Algo que me llamó la atención desde que llegamos fue cómo, a pesar de su corta edad, Cheyenne y Zoë habían participado en cada actividad junto con nosotros: lo mismo fueron parte de la caminata bajo la lluvia y de la excursión a caballo que de la preparación de la cena; jugamos beisbol, compartimos la mesa en cada comida y nunca se quedaron atrás en una conversación. Stéphanie y Sam me hicieron entender por qué las niñas se sentían tan cómodas tratando con adultos. Escépticos respecto a la educación tradicional, decidieron darles otro tipo de formación, basada, obviamente, en el contacto y conocimiento de la naturaleza. Pero no solo eso. Aunque nunca han ido a la escuela, Zoë y Cheyenne toman en casa clases de Historia, Literatura, Geografía, Redacción, Matemáticas… además de estar acostumbradas a tratar con todo tipo de personas –de diferentes nacionalidades y formas de pensar–, de las que llegan a pasar unos días en el rancho.

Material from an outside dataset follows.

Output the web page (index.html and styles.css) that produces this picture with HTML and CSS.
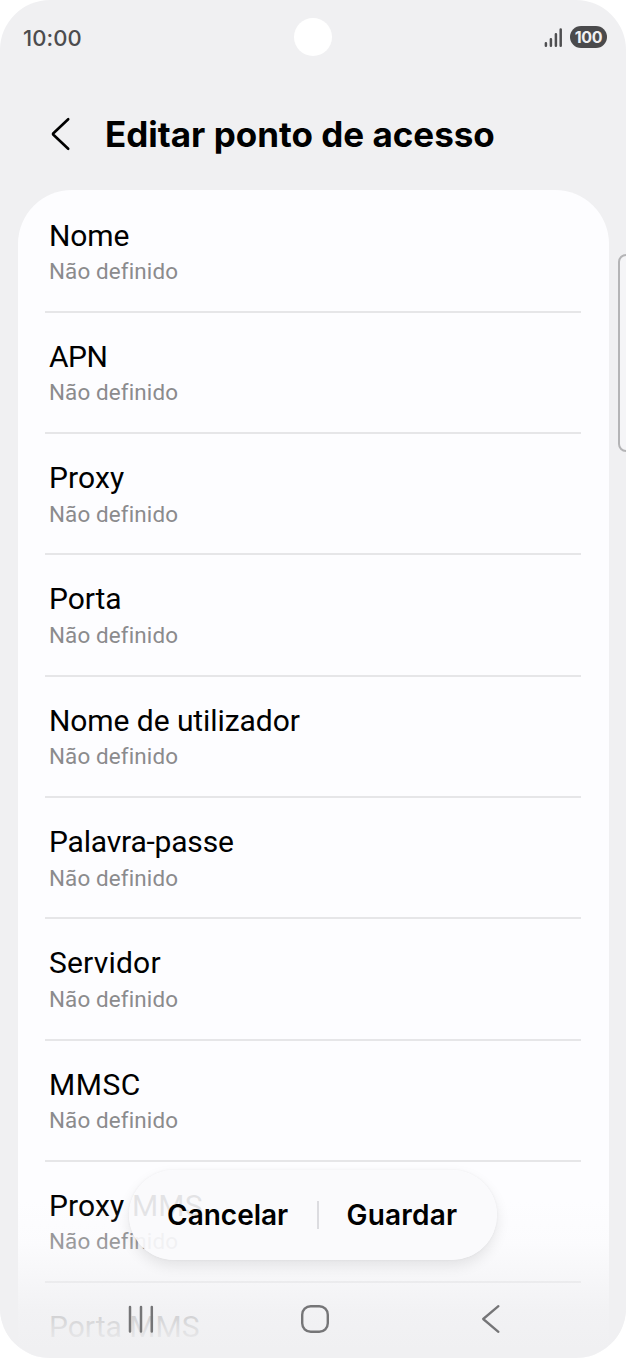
FILE: index.html
```
<!DOCTYPE html>
<html lang="pt">
<head>
<meta charset="utf-8">
<title>Editar ponto de acesso</title>
<link rel="stylesheet" href="styles.css">
</head>
<body>
<div class="screen">
  <header class="status">
    <span class="time">10:00</span>
    <span class="camera"></span>
    <span class="indicators">
      <svg class="signal" width="18" height="20" viewBox="0 0 18 20" fill="none" stroke="#4f4f51" stroke-width="2.5" stroke-linecap="round"><path d="M1.9 15.2V17.8M6.9 11.2V17.8M11.9 6.2V17.8M16.7 1.4V17.8"/></svg>
      <span class="battery">100</span>
    </span>
  </header>
  <div class="title-bar">
    <svg class="back" width="22" height="34" viewBox="0 0 22 34" fill="none" stroke="#000" stroke-width="2.6" stroke-linecap="round" stroke-linejoin="round"><path d="M18.2 2.2L3.4 16.2Q2.6 17 3.4 17.8L18.2 31.8"/></svg>
    <h1 class="title">Editar ponto de acesso</h1>
  </div>
  <main class="card">
    <div class="row"><div class="name">Nome</div><div class="value">Não definido</div></div>
    <div class="row"><div class="name name-apn">APN</div><div class="value">Não definido</div></div>
    <div class="row"><div class="name name-proxy">Proxy</div><div class="value">Não definido</div></div>
    <div class="row"><div class="name">Porta</div><div class="value">Não definido</div></div>
    <div class="row"><div class="name">Nome de utilizador</div><div class="value">Não definido</div></div>
    <div class="row"><div class="name name-password">Palavra-passe</div><div class="value">Não definido</div></div>
    <div class="row"><div class="name name-server">Servidor</div><div class="value">Não definido</div></div>
    <div class="row"><div class="name name-mmsc">MMSC</div><div class="value">Não definido</div></div>
    <div class="row"><div class="name name-proxy">Proxy MMS</div><div class="value">Não definido</div></div>
    <div class="row"><div class="name name-port">Porta MMS</div></div>
  </main>
  <div class="edge-handle"></div>
  <div class="fade"></div>
  <div class="actions">
    <span class="action cancel">Cancelar</span>
    <span class="divider"></span>
    <span class="action save">Guardar</span>
  </div>
  <nav class="nav">
    <svg width="26" height="30" viewBox="0 0 26 30" fill="none" stroke="#757577" stroke-width="2.5" stroke-linecap="round"><path d="M2 3V27.4M13 3V27.4M23.8 3V27.4"/></svg>
    <svg class="home" width="30" height="30" viewBox="0 0 30 30" fill="none" stroke="#757577" stroke-width="2.4"><rect x="2.2" y="2.2" width="25.6" height="25.6" rx="8.5"/></svg>
    <svg width="20" height="30" viewBox="0 0 20 30" fill="none" stroke="#757577" stroke-width="2.3" stroke-linecap="round" stroke-linejoin="round"><path d="M17.4 2.2L2.2 15L17.4 27.8"/></svg>
  </nav>
</div>
</body>
</html>
```
FILE: styles.css
```
* { box-sizing: border-box; }
body { margin: 0; background: #fff; font-family: Roboto, sans-serif; }
.screen {
  position: relative;
  width: 626px;
  height: 1358px;
  overflow: hidden;
  display: flex;
  flex-direction: column;
  background: #f0f0f2;
  border-radius: 50px;
}
.status {
  height: 74px;
  flex: none;
  display: grid;
  grid-template-columns: 1fr 38px 1fr;
  align-items: center;
  padding: 0 19px 0 23px;
}
.time {
  font: 500 22px/26px Inter, sans-serif;
  letter-spacing: 0.1px;
  color: #4c4c4e;
  padding-top: 1px;
}
.camera {
  width: 38px;
  height: 38px;
  margin: -1px 0 0 -2px;
  border-radius: 50%;
  background: #fff;
}
.indicators { display: flex; justify-content: flex-end; align-items: center; gap: 8px; }
.signal { margin-top: 1px; }
.battery {
  width: 37px;
  height: 22px;
  border-radius: 11px;
  background: #4a4a4c;
  color: #f0f0f2;
  font: 700 16px/22px Inter, sans-serif;
  letter-spacing: -0.3px;
  text-align: center;
}
.title-bar {
  height: 116px;
  flex: none;
  display: flex;
  align-items: flex-start;
  padding: 43px 0 0 50px;
}
.title {
  margin: -4px 0 0 33px;
  font: 700 35px/42px Inter, sans-serif;
  white-space: nowrap;
  color: #000;
}
.card {
  flex: none;
  width: 591px;
  height: 1180px;
  margin-left: 17.5px;
  padding: 1.5px 27.5px 0;
  border-radius: 54px 54px 0 0;
  background: #fdfdff;
}
.row {
  height: 121.3px;
  padding: 26px 4px 0;
  border-bottom: 2px solid #e6e6e8;
}
.name { font-size: 30px; line-height: 36px; letter-spacing: -0.07px; color: #000; white-space: nowrap; }
.name-apn { letter-spacing: -0.5px; }
.name-proxy { letter-spacing: 0.15px; }
.name-password { letter-spacing: -0.2px; }
.name-server { letter-spacing: 0.2px; }
.name-mmsc { letter-spacing: 0.5px; }
.name-port { letter-spacing: 0; }
.value {
  margin-top: 2.6px;
  font-size: 22.4px;
  line-height: 30px;
  letter-spacing: 0.14px;
  color: #8b8b8d;
}
.edge-handle {
  position: absolute;
  left: 618px;
  top: 254px;
  width: 20px;
  height: 198px;
  border: 2px solid #b4b4b6;
  border-radius: 8px;
  background: #f5f5f7;
}
.fade {
  position: absolute;
  left: 0;
  right: 0;
  bottom: 0;
  height: 158px;
  background: linear-gradient(rgba(240,240,242,0), rgba(240,240,242,.14) 27%, rgba(240,240,242,.55) 52%, rgba(240,240,242,.85) 70%, rgba(240,240,242,.92) 80%, #f0f0f2 95%);
}
.actions {
  position: absolute;
  left: 129px;
  top: 1170px;
  width: 368px;
  height: 90px;
  display: flex;
  align-items: center;
  border-radius: 45px;
  background: rgba(249,249,252,.91);
  box-shadow: 0 6px 14px rgba(0,0,0,.09), 0 0 3px rgba(0,0,0,.05);
}
.action { font: 600 28px/34px Inter, sans-serif; color: #000; }
.cancel { margin-left: 38px; width: 150px; }
.divider { width: 2px; height: 28px; background: #dcdce0; }
.save { margin-left: 27.5px; letter-spacing: 0.2px; }
.nav {
  position: absolute;
  left: 127.5px;
  top: 1304px;
  width: 373.5px;
  display: flex;
  justify-content: space-between;
}
.home { margin-left: -5px; }
```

Decía ya que Zoë y Cheyenne representan muy bien la filosofía de vida que practican sus papás, pero también representan una de mis mayores añoranzas y la principal razón por la que pienso volver pronto a este lugar: el contacto con la naturaleza y la vida sencilla del campo, la oportunidad de tratar con personas de diferentes partes del mundo y distintas formas de pensar; los caballos, la comida, la despreocupación por el tiempo, el gusto por la conversación… todo ello, en conjunto, es para mí una de las mejores formas de seguir aprendiendo sobre lo verdaderamente importante.

Para salir de dudas
“¿Es cierto que no cualquiera monta a Kimbe?”, le pregunté a Sam cuando me acerqué a él para despedirme. “Es cierto… de ocho que lo montan, siete terminan en el piso –me dijo despreocupado–, pero también es uno de los mejores caballos para montar, y yo me di cuenta de que le caíste bien desde el principio”.